The prospect is visibly difficult for Danny’s caretaker, who has risked a lot to come with them to the airport.

“I’m going to stay in contact with them,” she pledges.

The group, which also includes an immigration attorney, arrives in the airport lobby about 10 minutes after Benjamin and the ICE agents. Yat embraces Danny, who says little as tears stream down his face.

Danny’s group has come bearing gifts: a gym bag full of additional belongings Yat hasn’t seen since ICE arrested him, another pair of brown leather shoes to replace his beat-up sneakers and some cash.

There are precious few minutes left, and Yat must try to decide which of his things will go into his makeshift luggage and what he will throw away with the garbage bag he brought. Crouching just inside the door of the airport lobby, he sorts through a pink folder of official-looking papers in Spanish and hands some to Danny, fishes out some clothes and more papers and eventually consolidates everything into one bag.

The ICE agents ask the immigration attorney if Yat has a phone.

“You know, so he can’t…” one agent says, making a texting motion with his hands.

Yat fishes a smart phone out of a plastic bag and places it in a manila envelope one of the agents is holding. The agents, who work out of an ICE office in Blue Ash, will escort the Yats to the plane, then watch it take off.
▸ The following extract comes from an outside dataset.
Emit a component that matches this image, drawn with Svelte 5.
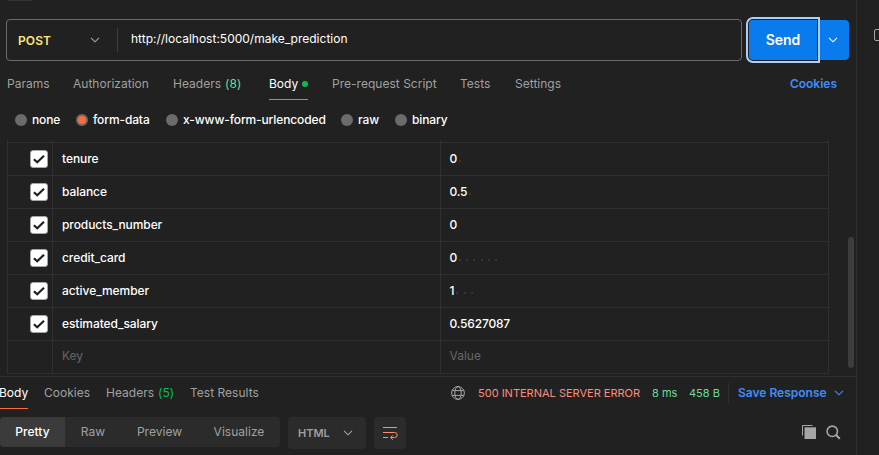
<script>
  const requestTabs = [
    { label: 'Params', w: 66 },
    { label: 'Authorization', w: 100 },
    { label: 'Headers', count: '(8)', w: 96 },
    { label: 'Body', dot: true, w: 63, active: true },
    { label: 'Pre-request Script', w: 128 },
    { label: 'Tests', w: 55 },
    { label: 'Settings', w: 60 }
  ];
  const modes = [
    { label: 'none', w: 61 },
    { label: 'form-data', w: 90, on: true },
    { label: 'x-www-form-urlencoded', w: 175 },
    { label: 'raw', w: 54 },
    { label: 'binary', w: 60 }
  ];
  const rows = [
    { key: 'tenure', value: '0', spaces: 1 },
    { key: 'balance', value: '0.5', spaces: 1 },
    { key: 'products_number', value: '0', spaces: 0 },
    { key: 'credit_card', value: '0', spaces: 6 },
    { key: 'active_member', value: '1', spaces: 3 },
    { key: 'estimated_salary', value: '0.5627087', spaces: 0 }
  ];
  const responseTabs = [
    { label: 'Body', w: 45, active: true },
    { label: 'Cookies', w: 62 },
    { label: 'Headers', count: '(5)', w: 84 },
    { label: 'Test Results', w: 80 }
  ];
  const views = [
    { label: 'Pretty', w: 65, active: true },
    { label: 'Raw', w: 56 },
    { label: 'Preview', w: 77 },
    { label: 'Visualize', w: 82 }
  ];
</script>

{#snippet chevron()}
  <svg class="chevron" width="10" height="6" viewBox="0 0 10 6"><path d="M1 .9 5 4.8 9 .9" fill="none" stroke="currentColor" stroke-width="1.1" /></svg>
{/snippet}

<div class="app">
  <main>
    <div class="stub"></div>
    <div class="request">
      <div class="urlbox">
        <div class="method"><span>POST</span>{@render chevron()}</div>
        <div class="url">http://localhost:5000/make_prediction</div>
      </div>
      <div class="send-group">
        <button class="send">Send</button>
        <button class="more">{@render chevron()}</button>
      </div>
    </div>

    <nav class="tabs">
      {#each requestTabs as t}
        <div class="slot" style:width="{t.w}px">
          <span class="tab" class:active={t.active}>{t.label}{#if t.count}<b class="count light">{t.count}</b>{/if}{#if t.dot}<i class="dot"></i>{/if}</span>
        </div>
      {/each}
      <a class="cookies" href="#cookies">Cookies</a>
    </nav>

    <div class="modes">
      {#each modes as m}
        <label class="mode" style:width="{m.w}px"><i class="radio" class:on={m.on}></i><span>{m.label}</span></label>
      {/each}
    </div>

    <section class="body">
      <div class="table">
        <div class="row head"><div class="c1"></div><div class="c2"></div><div class="c3"></div></div>
        {#each rows as r}
          <div class="row">
            <div class="c1">
              <span class="check"><svg width="16" height="16" viewBox="0 0 16 16"><path d="M2.9 8.2 6.2 11.3 13 4.7" fill="none" stroke="#212121" stroke-width="2.2" /></svg></span>
            </div>
            <div class="c2">{r.key}</div>
            <div class="c3">{r.value}{#if r.spaces}<span class="ws">{#each Array(r.spaces) as _}<i></i>{/each}</span>{/if}</div>
          </div>
        {/each}
        <div class="row placeholder"><div class="c1"></div><div class="c2">Key</div><div class="c3">Value</div></div>
      </div>
      <div class="scroll"></div>
    </section>

    <section class="response">
      <div class="rbar">
        {#each responseTabs as t}
          <div class="slot" style:width="{t.w}px">
            <span class="tab" class:active={t.active}>{t.label}{#if t.count}<b class="count">{t.count}</b>{/if}</span>
          </div>
        {/each}
        <div class="status">
          <svg class="globe" width="14" height="14" viewBox="0 0 14 14" fill="none" stroke="#a6a6a6" stroke-width="1">
            <circle cx="7" cy="7" r="6.4" /><ellipse cx="7" cy="7" rx="3.2" ry="6.4" /><path d="M1.2 4.6h11.6M1.2 9.4h11.6" />
          </svg>
          <span class="code">500 INTERNAL SERVER ERROR</span>
          <span class="time">8 ms</span>
          <span class="size">458 B</span>
          <span class="save">Save Response</span>
          <span class="savechev">{@render chevron()}</span>
        </div>
      </div>
      <div class="viewbar">
        <div class="views">
          {#each views as v}
            <div class="view" class:active={v.active} style:width="{v.w}px">{v.label}</div>
          {/each}
        </div>
        <div class="lang"><span>HTML</span>{@render chevron()}</div>
        <div class="wrap">
          <svg width="16" height="16" viewBox="0 0 16 16" fill="none" stroke="#ff8e64" stroke-width="1"><path d="M1 2.500h14M1 7.500h11.700a2.250 2.250 0 0 1 0 5H8.800M1 12.500h5M10.800 10.300 8.600 12.500 10.800 14.700" /></svg>
        </div>
        <div class="tools">
          <svg width="14" height="14" viewBox="0 0 14 14"><path d="M.5 10.5V.5h10" fill="none" stroke="#a6a6a6" /><path d="M2.500 2.300H14V14H2.500z" fill="#a6a6a6" /></svg>
          <svg width="15" height="15" viewBox="0 0 15 15" fill="none" stroke="#a6a6a6"><circle cx="6.3" cy="6.3" r="5.2" stroke-width="1.6" /><path d="m10 10 3.800 3.800" stroke-width="2" /></svg>
        </div>
      </div>
    </section>
  </main>
  <aside><svg width="5" height="12" viewBox="0 0 5 12"><path d="M6 .5H2Q.5 .5 .5 2v8q0 1.500 1.500 1.500h4" fill="none" stroke="#a6a6a6" /></svg></aside>
</div>

<style>
  :global(body) { margin: 0; background: #212121; }
  .app, .app * { box-sizing: border-box; }
  .app {
    display: flex; width: 879px; height: 455px; overflow: hidden;
    background: #212121; color: #a0a0a0;
    font: 400 12px/16px Inter, "Liberation Sans", sans-serif;
    letter-spacing: .02px; white-space: nowrap;
  }
  main { width: 857px; border-right: 1px solid #303030; display: flex; flex-direction: column; }
  aside { flex: 1; padding: 29px 0 0 17px; overflow: hidden; }
  svg { display: block; flex: none; }
  button { border: 0; margin: 0; padding: 0; font: inherit; letter-spacing: 0; color: #fff; background: #097bed; }
  .stub { width: 24px; height: 1px; margin-left: 8px; background: #333; flex: none; }

  .request { display: flex; height: 42px; margin: 18px 0 0 6px; flex: none; }
  .urlbox { width: 736px; border: 1px solid #6b6b6b; border-radius: 4px; display: flex; align-items: center; }
  .method { width: 111px; height: 24px; padding: 0 17px 0 11px; border-right: 1px solid #3d3d3d; display: flex; align-items: center; justify-content: space-between; color: #ffe47e; font-weight: 600; letter-spacing: .1px; }
  .method span { padding-top: 2px; }
  .method .chevron { color: #a6a6a6; }
  .url { padding-left: 13px; margin-top: -2px; color: #fff; letter-spacing: 0; }
  .send-group { display: flex; margin: 1px 0 1px 7px; }
  .send { width: 68px; height: 40px; font-size: 14px; font-weight: 600; border-radius: 4px 0 0 4px; outline: 2px solid #aecdf9; outline-offset: 1px; z-index: 1; box-shadow: 0 0 0 1px #212121; }
  .more { width: 32px; display: grid; place-items: center; border-radius: 0 4px 4px 0; }

  .tabs { display: flex; height: 39px; padding: 7px 19px 0 7px; flex: none; }
  .slot { flex: none; }
  .tab { display: inline-flex; align-items: center; height: 32px; border-bottom: 1px solid transparent; }
  .tab.active { color: #fff; border-color: #ff6c37; }
  .count { font-weight: 400; color: #0cbb52; margin-left: 4px; }
  .count.light { color: #6bdd9a; }
  .dot { width: 6px; height: 6px; border-radius: 50%; background: #0cbb52; margin-left: 4px; }
  .cookies { margin: 8px 0 0 auto; color: #3f8efa; font-weight: 600; letter-spacing: 0; text-decoration: none; }

  .modes { display: flex; align-items: center; height: 40px; padding-left: 15px; flex: none; color: #fff; font-weight: 500; letter-spacing: -.12px; }
  .mode { display: flex; align-items: center; gap: 5px; }
  .radio { width: 12px; height: 12px; border-radius: 50%; background: #6b6b6b; flex: none; }
  .radio.on { background: #ff6c37; border: 2.5px solid #6b6b6b; }

  .body { display: flex; height: 236px; flex: none; }
  .table { width: 822px; margin-left: 7px; height: 234px; border-right: 1px solid #303030; border-left: 1px solid #303030; letter-spacing: -.07px; }
  .row { display: flex; height: 33px; border-bottom: 1px solid #303030; color: #fff; font-weight: 500; }
  .row.head { height: 3px; }
  .row > div { display: flex; align-items: center; }
  .c1 { width: 45px; padding-left: 22px; border-right: 1px solid #303030; }
  .c2 { width: 388px; padding-left: 9px; border-right: 1px solid #303030; }
  .c3 { padding-left: 8.5px; letter-spacing: -.18px; }
  .row.placeholder { color: #666; font-weight: 400; }
  .placeholder .c2, .placeholder .c3 { padding-bottom: 2px; letter-spacing: 0; }
  .check { width: 18px; height: 18px; border: 1px solid #a6a6a6; border-radius: 3px; background: #fff; }
  .ws { display: flex; gap: 5.2px; margin-left: 2px; padding-top: 3px; }
  .ws i { width: 2px; height: 2px; background: #353535; }
  .scroll { width: 6px; height: 131px; margin: 97px 0 0 19px; border-radius: 3px; background: #3d3d3d; }

  .response { border-top: 1px solid #303030; flex: 1; }
  .rbar { display: flex; height: 40px; }
  .rbar .slot:first-child { margin-left: -1px; }
  .status { display: flex; margin-left: 181px; height: 32px; align-items: center; font-size: 11px; letter-spacing: 0; }
  .code { width: 174px; margin-left: 13px; color: #ff8c7c; }
  .time { width: 37px; color: #6bdd9a; }
  .size { width: 39px; color: #6bdd9a; }
  .save { width: 87px; height: 20px; padding-left: 9px; border-left: 1px solid #303030; box-sizing: content-box; line-height: 20px; color: #3f8efa; font-size: 12px; font-weight: 600; }
  .savechev { color: #3f8efa; margin-left: 9px; }
  .viewbar { display: flex; align-items: flex-start; }
  .views { display: flex; border-radius: 4px; overflow: hidden; background: #2b2b2b; }
  .view { height: 30px; line-height: 30px; text-align: center; }
  .view.active { background: #3b3b3b; color: #fff; font-weight: 500; }
  .lang { width: 78px; height: 32px; margin-left: 8px; padding: 0 13px 0 10px; border-radius: 4px; background: #2b2b2b; display: flex; align-items: center; justify-content: space-between; font-size: 11px; font-weight: 600; letter-spacing: 0; }
  .wrap { width: 32px; height: 32px; margin-left: 8px; border-radius: 4px; background: #2b2b2b; display: grid; place-items: center; }
  .tools { display: flex; gap: 10px; margin: 8px 15px 0 auto; }
</style>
Yat's phone will be handed off to other agents waiting for him at the airport gate in Miami, where the flight will stop briefly. He will get the phone back in Guatemala.

The woman who took care of Danny for eight months talks quietly with the Yats as tears well up in her daughter’s eyes. The immigration attorney speaks briefly to Benjamin.

Then, the ICE officers, Yat and Danny, who is trailing slightly behind, walk toward the airport’s security gates. It is time to go.